In regard to the testimony of Mrs. Harper's pre-existing conditions, it has long been the rule that a tortfeasor takes a plaintiff in whatever condition he finds him. "A negligent actor must bear the risk that his liability will be increased by reason of the actual physical condition of the other toward whom his act in negligent." Restatement (2d) of Torts, 461, Comment a (1965).
As stated in those cases cited in the lower court order, a tortfeasor cannot be held liable "if there intervened between [the act] and the injury a distinct, successive, unrelated, efficient cause of the injury." (Citations and punctuation omitted.) (Emphasis supplied.) Wanless v. Winner's Corp., 177 Ga. App. 783
, 785 (341 SE2d 250
) (1986). Accord Cain v. Ga. Power Co., 53 Ga. App. 483 (186 SE 229) (1936)
. However, here the intervening causes which contributed to the injury were not unrelated to the act of Dr. Hutchinson but were reasonably required for medical treatment of Dr. Hutchinson's unskillful treatment, and, in turn, reasonably required for the unskillful treatment rendered in response to Dr. Hutchinson's treatment. In short, the injury was the result of malpractice in response to malpractice; nevertheless, the act of Dr. Hutchinson, agent of defendant Obstetrics Group, inexorably started the chain of events. "While the general rule is that if, subsequently to an original wrongful or negligent act, a new cause has intervened, of itself sufficient to stand as the cause of the misfortune, the former must be considered as too remote, still if the character of the intervening act claimed to break the connection between the original wrongful act and the subsequent injury was such that its probable or natural consequences could reasonably have been anticipated, apprehended, or foreseen by the original wrong-doer, the causal connection is not broken, and the original wrong-doer is responsible for all of the consequences resulting from the intervening act." (Citations and punctuation omitted.) Church's Fried Chicken v. Lewis, 150 Ga. App. 154
, 157-158 (256 SE2d 916
) (1979). The trial court erred in granting the motion for judgment notwithstanding the verdict.

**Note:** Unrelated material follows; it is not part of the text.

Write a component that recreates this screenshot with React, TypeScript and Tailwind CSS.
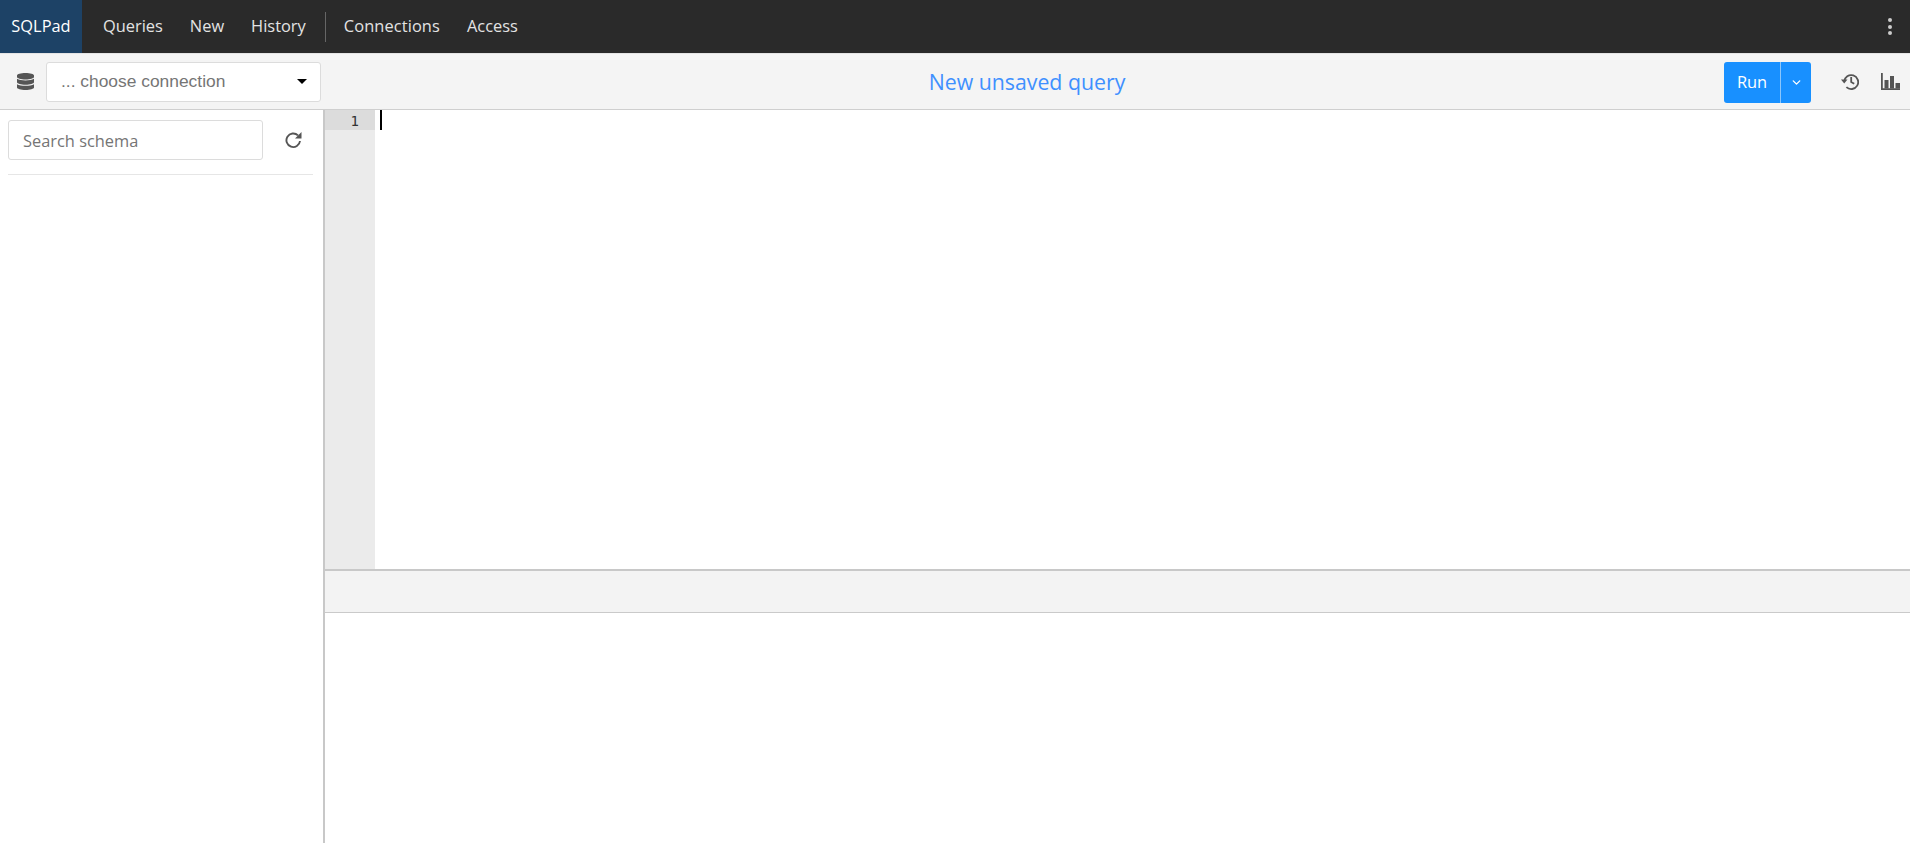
import { ChevronDown } from 'lucide-react';

const navFont = "font-['Open_Sans',sans-serif]";

const DatabaseIcon = () => (
  <svg viewBox="0 0 448 512" preserveAspectRatio="none" className="w-[17px] h-[17px] fill-[#555]">
    <path d="M448 73.1v45.7C448 159.1 347.700 192 224 192S0 159.100 0 118.900V73.100C0 32.900 100.300 0 224 0s224 32.900 224 73.100zM448 176v102.900C448 319.100 347.700 352 224 352S0 319.100 0 278.900V176c48.100 33.100 136.200 48.600 224 48.600S399.900 209.100 448 176zm0 160v102.900C448 479.100 347.700 512 224 512S0 479.100 0 438.900V336c48.100 33.100 136.200 48.600 224 48.600S399.900 369.100 448 336z" />
  </svg>
);

const HistoryIcon = () => (
  <svg viewBox="0 0 18 17" className="w-[18px] h-[17px] fill-none stroke-[#555] stroke-[1.8]">
    <path d="M3.200 8.500a7 7 0 1 1 2.200 5.700" />
    <path d="M0 6.500l3.200 4 3.300-4z" className="fill-[#555] stroke-none" />
    <path d="M10.200 4v5l3 1.800" />
  </svg>
);

const BarsIcon = () => (
  <svg viewBox="0 0 19 17" className="w-[19px] h-[17px] fill-[#555]">
    <path d="M0 0h1.800v15.200H19V17H0z" />
    <rect x="3.500" y="7" width="4" height="8.500" />
    <rect x="9" y="3" width="4" height="12.500" />
    <rect x="14.500" y="10" width="4.500" height="5.500" />
  </svg>
);

const RefreshIcon = () => (
  <svg viewBox="0 0 17 18" className="w-[17px] h-[18px] fill-none stroke-[#555] stroke-[1.9]">
    <path d="M15 10a6.800 6.800 0 1 1-2-5.600" />
    <path d="M16.500 1v6.500h-6.500z" className="fill-[#555] stroke-none" />
  </svg>
);

const App = () => {
  return (
    <div className="h-[843px] w-[1910px] flex flex-col bg-white overflow-hidden">
      {/* Top nav */}
      <div className={`h-[53px] shrink-0 flex items-center bg-[#2a2a2a] text-[#e3e3e3] text-[16.4px] ${navFont}`}>
        <div className="h-full w-[82px] flex items-center justify-center bg-[#1d4266] text-white">
          SQLPad
        </div>
        <div className="flex items-center ml-[21px] gap-[27px]">
          <span>Queries</span>
          <span>New</span>
          <span>History</span>
        </div>
        <div className="w-px h-[30px] bg-[#666] ml-[19px] mr-[18px]" />
        <div className="flex items-center gap-[27px]">
          <span className="tracking-[0.1px]">Connections</span>
          <span>Access</span>
        </div>
        <div className="ml-auto mr-[18px] flex flex-col gap-[2.5px]">
          <span className="w-[4px] h-[4px] rounded-full bg-[#ccc]" />
          <span className="w-[4px] h-[4px] rounded-full bg-[#ccc]" />
          <span className="w-[4px] h-[4px] rounded-full bg-[#ccc]" />
        </div>
      </div>

      {/* Toolbar */}
      <div className="h-[57px] shrink-0 flex items-center bg-[#f4f4f4] border-y-[1px] border-t-[#e4e4e4] border-b-[#cfcfcf] pl-[17px] pr-[10px]">
        <DatabaseIcon />
        <div className="ml-[12px] w-[275px] h-[40px] flex items-center justify-between bg-white border border-[#dcdcdc] rounded-[3px] pl-[14px] pr-[13px] font-['Liberation_Sans',sans-serif] text-[17.4px] text-[#757575]">
          <span>... choose connection</span>
          <span className="w-0 h-0 border-x-[5px] border-x-transparent border-t-[5px] border-t-black" />
        </div>
        <div className={`flex-1 pt-[1px] pl-[9px] text-center text-[21.3px] text-[#3f90ff] ${navFont}`}>
          New unsaved query
        </div>
        <div className="flex items-center">
          <div className={`mt-[1px] h-[41px] w-[87px] flex items-stretch rounded-[3px] bg-[#1890ff] text-white text-[16.4px] ${navFont}`}>
            <div className="flex-1 flex items-center justify-center border-r border-[#8cc6fb]">Run</div>
            <div className="w-[30px] flex items-center justify-center">
              <ChevronDown size={13} strokeWidth={2.5} />
            </div>
          </div>
          <div className="ml-[30px]"><HistoryIcon /></div>
          <div className="ml-[22px]"><BarsIcon /></div>
        </div>
      </div>

      {/* Body */}
      <div className="flex-1 flex min-h-0">
        <div className="w-[325px] shrink-0 border-r-2 border-[#c8c8c8] pt-[10px] pl-[8px] pr-[10px]">
          <div className="flex items-center h-[40px]">
            <div className={`w-[255px] h-[40px] flex items-center bg-white border border-[#dcdcdc] rounded-[3px] pt-[2px] pl-[14px] text-[16.4px] text-[#757575] ${navFont}`}>
              Search schema
            </div>
            <div className="ml-[22px]"><RefreshIcon /></div>
          </div>
          <div className="mt-[14px] border-t border-[#e6e6e6]" />
        </div>

        <div className="flex-1 flex flex-col min-w-0">
          <div className="h-[459px] shrink-0 flex">
            <div className="w-[50px] bg-[#ebebeb]">
              <div className="h-[20px] bg-[#dcdcdc] pr-[16px] text-right font-['DejaVu_Sans_Mono',monospace] text-[14px] leading-[22px] text-[#333]">
                1
              </div>
            </div>
            <div className="flex-1 pl-[5px]">
              <div className="w-[2px] h-[20px] bg-black" />
            </div>
          </div>
          <div className="h-[44px] shrink-0 bg-[#f3f3f3] border-t-2 border-b border-t-[#c8c8c8] border-b-[#cacaca]" />
          <div className="flex-1 bg-white" />
        </div>
      </div>
    </div>
  );
};

export default App;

2. Because we hold that the motion was improperly granted for substantive reasons, we need not address plaintiffs' remaining enumeration of error challenging the motion on procedural grounds.
Case No. A89A1630
3. Defendant Obstetrics Group filed a cross-appeal enumerating as error that, in the event the judgment notwithstanding the verdict is overturned on appeal, the trial court erred by submitting to the jury the issue of the recoverability of damages related to Mrs. Harper's stroke. The "contingent" cross-appeal is unsupported by argument and citation of authorities. Moreover, for reasons outlined in the opinion above, the trial court did not err in submitting the issue of damages to the jury and therefore did not err in denying defendant's motion for new trial.
Bennett, Williams & Henry, Benjamin S. Williams, for Waters.